Becoming a director in the mid-twenties, he did little of note until he joined forces with Samuel Goldwyn in the mid-thirties. “Dodsworth” was their second production together following “These Three,” an adaptation of Lillian Hellman’s “The Children’s Hour”. They had changed Hellman’s story from gay to straight, thus creating the perceived triangle of Miriam Hopkins, Merle Oberon, and Joel McCrea. The two movies launched Wyler as a major director, and with “Dodsworth,” he received the first of his record 12 Best Director nominations. Martin Scorsese and Steven Spielberg currently have/will have nine each (Spielberg’s almost certain nod for “The Fabelmans” included), with Billy Wilder at eight and Woody Allen, David Lean, and Fred Zinnemann at seven.
Sam Dodsworth (Walter Huston), a “self-made man,” is resigning from Dodsworth Motors, the company he founded twenty years earlier. His only plan for retirement is an extended vacation in Europe with his wife, Fran (Ruth Chatterton).

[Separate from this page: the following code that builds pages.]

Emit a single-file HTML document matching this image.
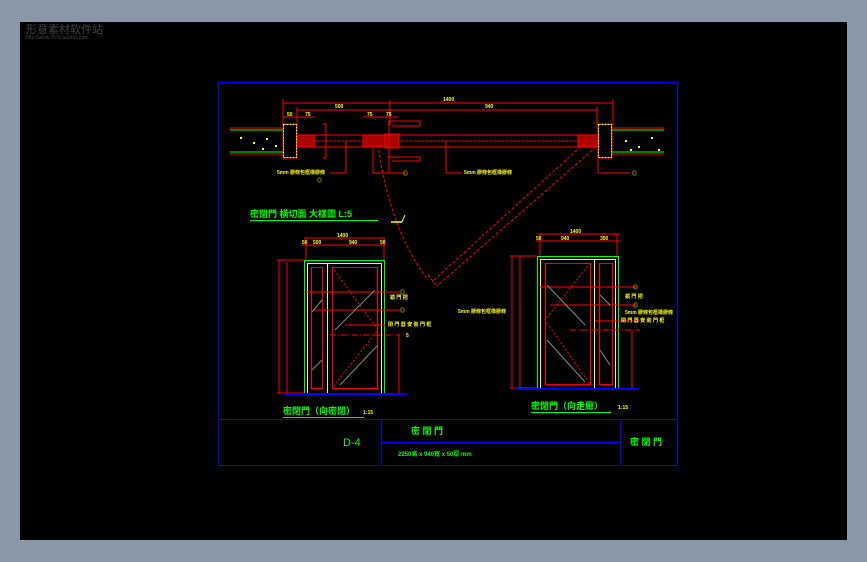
<!DOCTYPE html>
<html><head><meta charset="utf-8"><style>
html,body{margin:0;padding:0;background:#8a97a8;width:867px;height:562px;overflow:hidden}
svg{display:block}
text{font-family:"Liberation Sans","Noto Sans CJK TC",sans-serif;font-weight:bold}
</style></head><body>
<svg width="867" height="562" xmlns="http://www.w3.org/2000/svg">
<rect x="0" y="0" width="867" height="562" fill="#8a97a8"/>
<rect x="20" y="22" width="827" height="518" fill="#000"/>
<text x="26" y="33" font-size="11" fill="#444" style="font-weight:normal">形意素材软件站</text>
<text x="26" y="39" font-size="5" fill="#444" style="font-weight:normal">http://www.7k7k.taobao.com</text>
<!-- frame -->
<rect x="218.5" y="82.5" width="459" height="383" fill="none" stroke="#0000ff" stroke-width="1"/>
<g stroke="#0000ff" stroke-width="1" fill="none">
<line x1="218" y1="419.5" x2="677" y2="419.5"/>
<line x1="381.5" y1="419" x2="381.5" y2="465"/>
<line x1="620.5" y1="419" x2="620.5" y2="465"/>
<line x1="381" y1="442.5" x2="620" y2="442.5" stroke-width="1.5"/>
</g>
<!-- plan section -->
<g stroke="#ff0000" stroke-width="1" fill="none">
<line x1="283" y1="103" x2="613" y2="103"/>
<line x1="297" y1="110" x2="597" y2="110"/>
<line x1="283" y1="99" x2="283" y2="125"/><line x1="613" y1="99" x2="613" y2="125"/>
<line x1="297" y1="107" x2="297" y2="125"/><line x1="597" y1="107" x2="597" y2="125"/>
<line x1="390" y1="100" x2="390" y2="125"/>
<line x1="283" y1="117" x2="315" y2="117"/><line x1="363" y1="117" x2="398" y2="117"/>
<line x1="230" y1="128" x2="283" y2="128"/><line x1="230" y1="154" x2="283" y2="154"/>
<line x1="612" y1="128" x2="664" y2="128"/><line x1="612" y1="154" x2="664" y2="154"/>
<line x1="297" y1="135" x2="600" y2="135"/><line x1="297" y1="147" x2="600" y2="147"/>
<line x1="297" y1="141" x2="600" y2="141" stroke-dasharray="3,1"/>
<rect x="283" y="124" width="14" height="34"/><rect x="598" y="124" width="14" height="34"/>
<rect x="297" y="135" width="18" height="12" fill="#a00"/>
<rect x="363" y="135" width="22" height="12" fill="#a00"/>
<rect x="385" y="134" width="14" height="14" fill="#a00"/>
<rect x="578" y="135" width="20" height="12" fill="#a00"/>
<path d="M388 121 H420 V126 H392"/><path d="M388 157 H420 V161 H392"/>
<line x1="389" y1="121" x2="389" y2="172"/>
<path d="M323 124 H326 V158 H323"/>
<line x1="346" y1="141" x2="346" y2="173"/><line x1="346" y1="173" x2="330" y2="173"/>
<line x1="373" y1="147" x2="373" y2="173"/><line x1="373" y1="173" x2="405" y2="173"/>
<line x1="446" y1="141" x2="446" y2="173"/><line x1="446" y1="173" x2="462" y2="173"/>
<line x1="598" y1="153" x2="598" y2="173"/><line x1="598" y1="173" x2="630" y2="173"/>
<path d="M378 145 Q390 230 428 280" stroke-dasharray="3,2"/>
<line x1="588" y1="140" x2="432" y2="282" stroke-dasharray="3,2"/>
<line x1="596" y1="147" x2="437" y2="286" stroke-dasharray="3,2"/>
<line x1="428" y1="275" x2="437" y2="286" stroke-dasharray="3,2"/>
</g>
<g stroke="#00ff00" stroke-width="1">
<line x1="230" y1="130" x2="283" y2="130"/><line x1="230" y1="152" x2="283" y2="152"/>
<line x1="612" y1="130" x2="664" y2="130"/><line x1="612" y1="152" x2="664" y2="152"/>
</g>
<g fill="#ff0">
<rect x="240" y="137" width="2" height="2"/><rect x="253" y="142" width="2" height="2"/><rect x="266" y="138" width="2" height="2"/><rect x="275" y="145" width="2" height="2"/><rect x="262" y="148" width="2" height="2"/>
<rect x="625" y="140" width="2" height="2"/><rect x="638" y="146" width="2" height="2"/><rect x="651" y="137" width="2" height="2"/><rect x="658" y="149" width="2" height="2"/><rect x="630" y="149" width="2" height="2"/>
</g>
<g stroke="#ff0" stroke-width="1" fill="none" stroke-dasharray="2,1">
<rect x="283.5" y="124.5" width="13" height="33"/><rect x="598.5" y="124.5" width="13" height="33"/>
</g>
<g fill="#ffff00" font-size="5">
<text x="443" y="101">1400</text><text x="335" y="108">500</text><text x="485" y="108">940</text>
<text x="287" y="116">50</text><text x="305" y="116">75</text><text x="367" y="116">75</text><text x="386" y="116">75</text>
<text x="277" y="174">5mm 膠條包框橡膠條</text><text x="464" y="174">5mm 膠條包框橡膠條</text>
<text x="403" y="175">◎</text><text x="317" y="182">◎</text><text x="632" y="175">◎</text>
</g>
<line x1="391" y1="222" x2="402" y2="222" stroke="#ffff00" stroke-width="1.5"/>
<line x1="402" y1="222" x2="405" y2="215" stroke="#ffff00"/>
<text x="250" y="217" font-size="9" fill="#00ff00">密閉門 橫切面 大樣圖 L:5</text>
<line x1="250" y1="220.5" x2="378" y2="220.5" stroke="#00ff00"/>
<!-- left elevation -->
<g fill="none" stroke-width="1">
<line x1="304" y1="238" x2="385" y2="238" stroke="#f00"/>
<line x1="302" y1="245" x2="386" y2="245" stroke="#f00"/>
<line x1="306" y1="238" x2="306" y2="260" stroke="#f00"/><line x1="384" y1="238" x2="384" y2="260" stroke="#f00"/>
<line x1="279" y1="260" x2="279" y2="393" stroke="#f00"/><line x1="287" y1="262" x2="287" y2="393" stroke="#f00"/>
<line x1="277" y1="260" x2="304" y2="260" stroke="#f00"/><line x1="277" y1="393" x2="304" y2="393" stroke="#f00"/>
<rect x="304.5" y="260.5" width="80" height="133" stroke="#0f0"/>
<rect x="307.5" y="263.5" width="74" height="130" stroke="#ff0"/>
<line x1="327.5" y1="263" x2="327.5" y2="393" stroke="#ff0"/>
<rect x="311.5" y="267.5" width="11" height="121" stroke="#f00"/>
<rect x="332.5" y="267.5" width="45" height="121" stroke="#f00"/>
<line x1="306" y1="292" x2="400" y2="292" stroke="#f00"/>
<line x1="314" y1="310" x2="400" y2="310" stroke="#f00"/>
<line x1="345" y1="325" x2="385" y2="325" stroke="#f00"/>
<line x1="330" y1="335" x2="400" y2="335" stroke="#f00" stroke-dasharray="6,2,1,2"/>
<line x1="399" y1="335" x2="399" y2="394" stroke="#f00"/>
<path d="M332 267 L378 330 L332 388" stroke="#f00" stroke-dasharray="2,2"/>
<line x1="340" y1="385" x2="378" y2="345" stroke="#888"/><line x1="335" y1="330" x2="375" y2="290" stroke="#888"/>
<line x1="312" y1="312" x2="322" y2="300" stroke="#888"/><line x1="312" y1="370" x2="322" y2="360" stroke="#888"/>
<line x1="284" y1="394" x2="407" y2="394" stroke="#00f" stroke-width="2"/>
</g>
<g fill="#ffff00" font-size="5">
<text x="337" y="237">1400</text><text x="302" y="244">50</text><text x="313" y="244">500</text><text x="349" y="244">940</text><text x="380" y="244">50</text>
<text x="400" y="294">◎</text><text x="400" y="312">◎</text><text x="390" y="299">鎖 門 把</text>
<text x="388" y="326">閉 門 器 安 裝 門 框</text><text x="406" y="337">5</text>
</g>
<text x="283" y="414" font-size="9" fill="#00ff00">密閉門（向密閉）</text><text x="363" y="414" font-size="5" fill="#ff0">1:15</text>
<line x1="283" y1="417.5" x2="364" y2="417.5" stroke="#0f0"/>
<!-- right elevation -->
<g fill="none" stroke-width="1">
<line x1="538" y1="234" x2="620" y2="234" stroke="#f00"/>
<line x1="536" y1="241" x2="621" y2="241" stroke="#f00"/>
<line x1="540" y1="234" x2="540" y2="256" stroke="#f00"/><line x1="617" y1="234" x2="617" y2="256" stroke="#f00"/>
<line x1="512" y1="256" x2="512" y2="388" stroke="#f00"/><line x1="520" y1="256" x2="520" y2="388" stroke="#f00"/>
<line x1="510" y1="256" x2="537" y2="256" stroke="#f00"/><line x1="510" y1="388" x2="537" y2="388" stroke="#f00"/>
<rect x="537.5" y="256.5" width="81" height="132" stroke="#0f0"/>
<rect x="540.5" y="259.5" width="75" height="129" stroke="#ff0"/>
<line x1="594.5" y1="259" x2="594.5" y2="388" stroke="#ff0"/>
<rect x="545.5" y="263.5" width="45" height="121" stroke="#f00"/>
<rect x="599.5" y="263.5" width="13" height="121" stroke="#f00"/>
<line x1="540" y1="287" x2="636" y2="287" stroke="#f00"/>
<line x1="550" y1="305" x2="636" y2="305" stroke="#f00"/>
<line x1="595" y1="321" x2="640" y2="321" stroke="#f00"/>
<line x1="570" y1="330" x2="640" y2="330" stroke="#f00" stroke-dasharray="6,2,1,2"/>
<line x1="632" y1="330" x2="632" y2="389" stroke="#f00"/>
<path d="M590 263 L545 320 L590 384" stroke="#f00" stroke-dasharray="2,2"/>
<line x1="547" y1="285" x2="585" y2="325" stroke="#888"/><line x1="547" y1="340" x2="585" y2="382" stroke="#888"/>
<line x1="600" y1="295" x2="610" y2="305" stroke="#888"/><line x1="600" y1="350" x2="610" y2="365" stroke="#888"/>
<line x1="516" y1="389" x2="639" y2="389" stroke="#00f" stroke-width="2"/>
</g>
<g fill="#ffff00" font-size="5">
<text x="570" y="233">1400</text><text x="536" y="240">50</text><text x="561" y="240">940</text><text x="600" y="240">350</text>
<text x="633" y="289">◎</text><text x="633" y="307">◎</text><text x="625" y="298">鎖 門 把</text>
<text x="625" y="314">5mm 膠條包框橡膠條</text><text x="621" y="322">閉 門 器 安 裝 門 框</text>
<text x="458" y="313">5mm 膠條包框橡膠條</text>
</g>
<text x="531" y="409" font-size="9" fill="#00ff00">密閉門（向走廊）</text><text x="618" y="409" font-size="5" fill="#ff0">1:15</text>
<line x1="531" y1="412.5" x2="611" y2="412.5" stroke="#0f0"/>
<!-- title block text -->
<text x="343" y="446" font-size="11" fill="#00ff00" style="font-weight:normal">D-4</text>
<text x="411" y="434" font-size="9" fill="#00ff00">密 閉 門</text>
<text x="398" y="456" font-size="6" fill="#00ff00">2250高 x 940寬 x 50厚 mm</text>
<text x="630" y="445" font-size="9" fill="#00ff00">密 閉 門</text>
</svg>
</body></html>
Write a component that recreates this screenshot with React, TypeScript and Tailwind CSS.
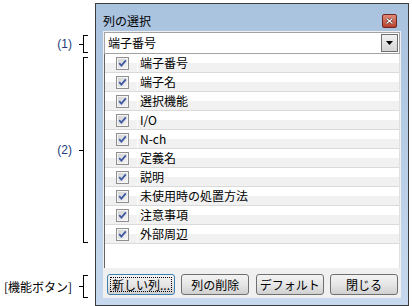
const items = [
  "端子番号",
  "端子名",
  "選択機能",
  "I/O",
  "N-ch",
  "定義名",
  "説明",
  "未使用時の処置方法",
  "注意事項",
  "外部周辺",
];

const Bracket = ({ label, className }: { label: string; className: string }) => (
  <div className={`flex items-center justify-end pr-[7px] ${className}`}>
    <span className="mr-[7px] whitespace-nowrap">{label}</span>
    <div className="w-[4px] h-px bg-black" />
    <div className="w-[5px] h-full border-l border-y border-black" />
  </div>
);

const CheckBox = () => (
  <svg width="13" height="13" viewBox="0 0 13 13">
    <defs>
      <linearGradient id="cb" x1="0" y1="0" x2="1" y2="1">
        <stop offset="0" stopColor="#d4d4d4" />
        <stop offset="1" stopColor="#f4f4f4" />
      </linearGradient>
    </defs>
    <rect x="0.5" y="0.5" width="12" height="12" fill="#f6f6f6" stroke="#8f8f8f" />
    <rect x="2" y="2" width="9" height="9" fill="url(#cb)" />
    <path d="M3.2 6.2 L5.4 8.6 L9.8 3.4" fill="none" stroke="#3f5aa0" strokeWidth="1.8" />
  </svg>
);

const Btn = ({ label, focus }: { label: string; focus?: boolean }) => (
  <button
    type="button"
    className={`w-[68px] h-[21px] rounded-[3px] border p-[2px] bg-linear-to-b from-[#f3f3f3] from-0% via-[#e6e6e6] via-50% to-[#d0d0d0] to-100% ${
      focus ? "border-[#3c7fb1]" : "border-[#707070]"
    }`}
  >
    <div
      className={`h-full flex items-center justify-center leading-none ${
        focus ? "border border-dotted border-black" : ""
      }`}
    >
      {label}
    </div>
  </button>
);

const App = () => {
  return (
    <div className="w-[412px] h-[306px] bg-white flex text-[12px] text-black font-['Noto_Sans_CJK_JP','Liberation_Sans',sans-serif] overflow-hidden">
      <div className="w-[95px] shrink-0 flex flex-col pt-[35px]">
        <Bracket label="(1)" className="h-[18px] text-[#243c7c] font-['Liberation_Sans',sans-serif]" />
        <Bracket label="(2)" className="mt-[4px] h-[186px] text-[#243c7c] font-['Liberation_Sans',sans-serif]" />
        <Bracket label="[機能ボタン]" className="mt-[32px] h-[23px]" />
      </div>

      <div className="mt-[3px] w-[314px] h-[303px] border border-[#3c3c3c] flex flex-col bg-linear-to-b from-[#a9c2de] to-[#c6d9ee]">
        <div className="h-[27px] pt-[6px] pl-[7px] pr-[11px] flex items-center">
          <span className="leading-none">列の選択</span>
          <button
            type="button"
            className="ml-auto w-[15px] h-[14px] rounded-[2px] border border-[#6e2a22] bg-linear-to-b from-[#e08a78] to-[#b8402e] flex items-center justify-center"
          >
            <svg width="7" height="6" viewBox="0 0 7 6">
              <path d="M0.5 0.5 L6.5 5.5 M6.5 0.5 L0.5 5.5" stroke="#3a1a14" strokeWidth="2.2" />
              <path d="M0.5 0.5 L6.5 5.5 M6.5 0.5 L0.5 5.5" stroke="#ffffff" strokeWidth="1.2" />
            </svg>
          </button>
        </div>

        <div className="mx-[7px] mb-[7px] flex-1 bg-[#f0f0f0] flex flex-col">
          <div className="mt-[1px] mx-[1px] h-[22px] border border-[#a3a3a3] bg-white flex items-center pl-[3px] pr-px">
            <span className="leading-none">端子番号</span>
            <div className="ml-auto w-[17px] h-[18px] border border-[#707070] bg-linear-to-b from-[#f2f2f2] to-[#d4d4d4] flex items-center justify-center">
              <svg width="7" height="4" viewBox="0 0 7 4">
                <path d="M0 0 H7 L3.5 4 Z" fill="#000" />
              </svg>
            </div>
          </div>

          <div className="mx-[1px] h-[214px] bg-white border-l border-[#646464] border-r-[#e0e0e0] border-r flex flex-col">
            {items.map((item) => (
              <div
                key={item}
                className="h-[19px] shrink-0 flex border-b border-[#dadada] bg-linear-to-b from-white from-50% to-[#f1f1f1] to-50%"
              >
                <div className="w-[33px] pl-[11px] flex items-center border-r border-white">
                  <CheckBox />
                </div>
                <div className="pl-[2px] flex items-center leading-none">{item}</div>
              </div>
            ))}
          </div>

          <div className="flex-1 pt-[6px] pl-[4px] pr-[3px] flex items-start justify-between">
            <Btn label="新しい列..." focus />
            <Btn label="列の削除" />
            <Btn label="デフォルト" />
            <Btn label="閉じる" />
          </div>
        </div>
      </div>
    </div>
  );
};

export default App;
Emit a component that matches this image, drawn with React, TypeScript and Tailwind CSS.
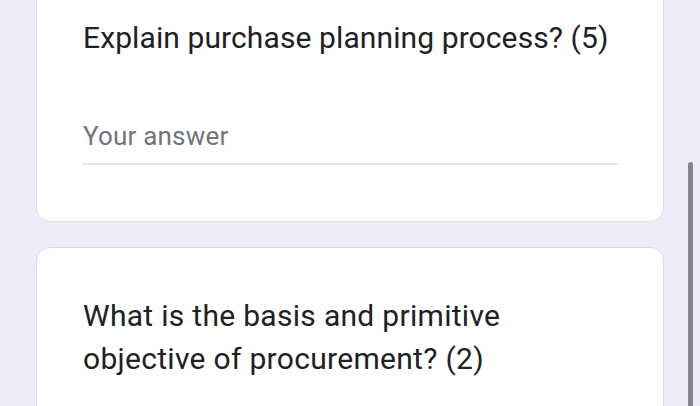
import React from "react";

export default function App() {
  return (
    <div
      className="relative w-[700px] h-[406px] overflow-hidden bg-[#edecf8]"
      style={{ fontFamily: "Roboto, 'Open Sans', sans-serif" }}
    >
      <div className="flex flex-col gap-[25px] pl-[36px] pr-[36px] -mt-[20px]">
        <div className="bg-white border border-[#dcdce4] rounded-[14px] pl-[46px] pr-[45px] pt-[39px] h-[242px]">
          <div className="text-[30px] leading-[36px] text-[#202124] tracking-[0.1px]">
            Explain purchase planning process? (5)
          </div>
          <div className="mt-[65px] text-[26px] leading-[30px] text-[#70757a] tracking-[0.2px]">Your answer</div>
          <div className="mt-[12px] h-[2px] bg-[#e6e6e9]" />
        </div>
        <div className="bg-white border border-[#dcdce4] rounded-[14px] pl-[46px] pr-[45px] pt-[46px] h-[200px]">
          <div className="text-[30px] leading-[43px] text-[#202124] tracking-[0.3px]">
            What is the basis and primitive
            <br />
            objective of procurement? (2)
          </div>
        </div>
      </div>
      <div className="absolute left-[688px] top-[162px] w-[5px] h-[260px] rounded-full bg-[#85858f]" />
    </div>
  );
}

While traveling on the Queen Mary to England, Sam meets Edith (Mary Astor), an American divorcee living in Italy. At the same time, Fran flirts with a young Englishman (David Niven) before getting cold feet. They decide to skip England in favor of Paris, but not before Sam and Edith promise to stay connected and exchange addresses. Desperate to lead a high-class social life, Fran shaves years off her age. She and Sam gradually grow apart, and she begins a series of affairs with younger men, one of whom (Paul Lukas) is a notorious playboy.
She eventually asks Sam for a divorce to marry the boyish Baron Kurt von Obersdorf (Gregory Gayle). However, when Kurt’s mother (Maria Ouspenskaya, in a devastating scene) rejects his request to marry because Fran is too old to bear him children, Fran has no choice except to return to Sam and the United States. But it’s too late. Sam has been in contact with, and fallen in love with, Edith. The last scene in the film is a closeup of the smile on Edith’s face as Sam arrives at her home in Venice, Italy.
Sidney Howard, who would adapt “Gone with the Wind” for the screen two years later, did a superb adaptation of his own stage play. It comes in at an economical 101 minutes. In addition, Wyler does an excellent job, getting three of the best performances in American cinema up to that point in time. Performances that seem as fresh and vibrant today as they did then.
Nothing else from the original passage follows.